▸ **Challenge**:
Copy the listing below in full and skip every picture.

▸ **Available data**:
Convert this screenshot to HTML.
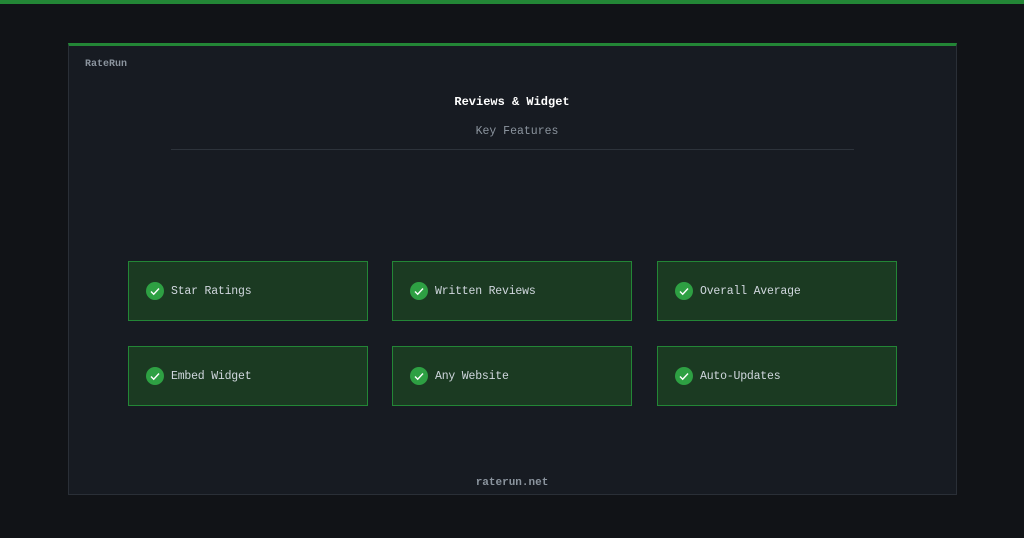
<!DOCTYPE html>
<html><head><style>
body{margin:0;width:1024px;height:538px;background:#111317;font-family:"Liberation Mono",monospace;position:relative;overflow:hidden}
.top{position:absolute;left:0;top:0;width:1024px;height:4px;background:#238636}
.card{position:absolute;left:68px;top:43px;width:887px;height:448px;background:#171b22;border:1px solid #2a2f37;border-top:3px solid #238636;box-sizing:content-box}
.abs{position:absolute;white-space:nowrap}
.box{position:absolute;width:238px;height:58px;background:#1b3a22;border:1px solid #238636}
.box .c{position:absolute;left:17px;top:20px;width:18px;height:18px;border-radius:50%;background:#2ea043}
.box .t{position:absolute;left:42px;top:23px;font-size:11.5px;color:#d0d7de;letter-spacing:-0.2px}
</style></head><body>
<div class="top"></div>
<div class="card"></div>
<div class="abs" style="left:85px;top:59px;font-size:10px;font-weight:bold;color:#8b949e">RateRun</div>
<div class="abs" style="left:0;width:1024px;text-align:center;top:95px;font-size:12px;font-weight:bold;color:#fff">Reviews &amp; Widget</div>
<div class="abs" style="left:0;width:1034px;text-align:center;top:125px;font-size:11.5px;color:#8b949e">Key Features</div>
<div class="abs" style="left:171px;top:149px;width:683px;height:1px;background:#2d333b"></div>
<div class="box" style="left:128px;top:261px"><div class="c"><svg width="18" height="18"><path d="M5 9.5l2.7 2.7L13 6.5" stroke="#fff" stroke-width="1.4" fill="none"/></svg></div><div class="t">Star Ratings</div></div>
<div class="box" style="left:392px;top:261px"><div class="c"><svg width="18" height="18"><path d="M5 9.5l2.7 2.7L13 6.5" stroke="#fff" stroke-width="1.4" fill="none"/></svg></div><div class="t">Written Reviews</div></div>
<div class="box" style="left:657px;top:261px"><div class="c"><svg width="18" height="18"><path d="M5 9.5l2.7 2.7L13 6.5" stroke="#fff" stroke-width="1.4" fill="none"/></svg></div><div class="t">Overall Average</div></div>
<div class="box" style="left:128px;top:346px"><div class="c"><svg width="18" height="18"><path d="M5 9.5l2.7 2.7L13 6.5" stroke="#fff" stroke-width="1.4" fill="none"/></svg></div><div class="t">Embed Widget</div></div>
<div class="box" style="left:392px;top:346px"><div class="c"><svg width="18" height="18"><path d="M5 9.5l2.7 2.7L13 6.5" stroke="#fff" stroke-width="1.4" fill="none"/></svg></div><div class="t">Any Website</div></div>
<div class="box" style="left:657px;top:346px"><div class="c"><svg width="18" height="18"><path d="M5 9.5l2.7 2.7L13 6.5" stroke="#fff" stroke-width="1.4" fill="none"/></svg></div><div class="t">Auto-Updates</div></div>
<div class="abs" style="left:0;width:1024px;text-align:center;top:477px;font-size:11px;font-weight:bold;color:#8b949e">raterun.net</div>
</body></html>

▸ **Output below**:
Convert this screenshot to HTML.
<!DOCTYPE html>
<html><head><style>
body{margin:0;width:1024px;height:538px;background:#111317;font-family:"Liberation Mono",monospace;position:relative;overflow:hidden}
.top{position:absolute;left:0;top:0;width:1024px;height:4px;background:#238636}
.card{position:absolute;left:68px;top:43px;width:887px;height:448px;background:#171b22;border:1px solid #2a2f37;border-top:3px solid #238636;box-sizing:content-box}
.abs{position:absolute;white-space:nowrap}
.box{position:absolute;width:238px;height:58px;background:#1b3a22;border:1px solid #238636}
.box .c{position:absolute;left:17px;top:20px;width:18px;height:18px;border-radius:50%;background:#2ea043}
.box .t{position:absolute;left:42px;top:23px;font-size:11.5px;color:#d0d7de;letter-spacing:-0.2px}
</style></head><body>
<div class="top"></div>
<div class="card"></div>
<div class="abs" style="left:85px;top:59px;font-size:10px;font-weight:bold;color:#8b949e">RateRun</div>
<div class="abs" style="left:0;width:1024px;text-align:center;top:95px;font-size:12px;font-weight:bold;color:#fff">Reviews &amp; Widget</div>
<div class="abs" style="left:0;width:1034px;text-align:center;top:125px;font-size:11.5px;color:#8b949e">Key Features</div>
<div class="abs" style="left:171px;top:149px;width:683px;height:1px;background:#2d333b"></div>
<div class="box" style="left:128px;top:261px"><div class="c"><svg width="18" height="18"><path d="M5 9.5l2.7 2.7L13 6.5" stroke="#fff" stroke-width="1.4" fill="none"/></svg></div><div class="t">Star Ratings</div></div>
<div class="box" style="left:392px;top:261px"><div class="c"><svg width="18" height="18"><path d="M5 9.5l2.7 2.7L13 6.5" stroke="#fff" stroke-width="1.4" fill="none"/></svg></div><div class="t">Written Reviews</div></div>
<div class="box" style="left:657px;top:261px"><div class="c"><svg width="18" height="18"><path d="M5 9.5l2.7 2.7L13 6.5" stroke="#fff" stroke-width="1.4" fill="none"/></svg></div><div class="t">Overall Average</div></div>
<div class="box" style="left:128px;top:346px"><div class="c"><svg width="18" height="18"><path d="M5 9.5l2.7 2.7L13 6.5" stroke="#fff" stroke-width="1.4" fill="none"/></svg></div><div class="t">Embed Widget</div></div>
<div class="box" style="left:392px;top:346px"><div class="c"><svg width="18" height="18"><path d="M5 9.5l2.7 2.7L13 6.5" stroke="#fff" stroke-width="1.4" fill="none"/></svg></div><div class="t">Any Website</div></div>
<div class="box" style="left:657px;top:346px"><div class="c"><svg width="18" height="18"><path d="M5 9.5l2.7 2.7L13 6.5" stroke="#fff" stroke-width="1.4" fill="none"/></svg></div><div class="t">Auto-Updates</div></div>
<div class="abs" style="left:0;width:1024px;text-align:center;top:477px;font-size:11px;font-weight:bold;color:#8b949e">raterun.net</div>
</body></html>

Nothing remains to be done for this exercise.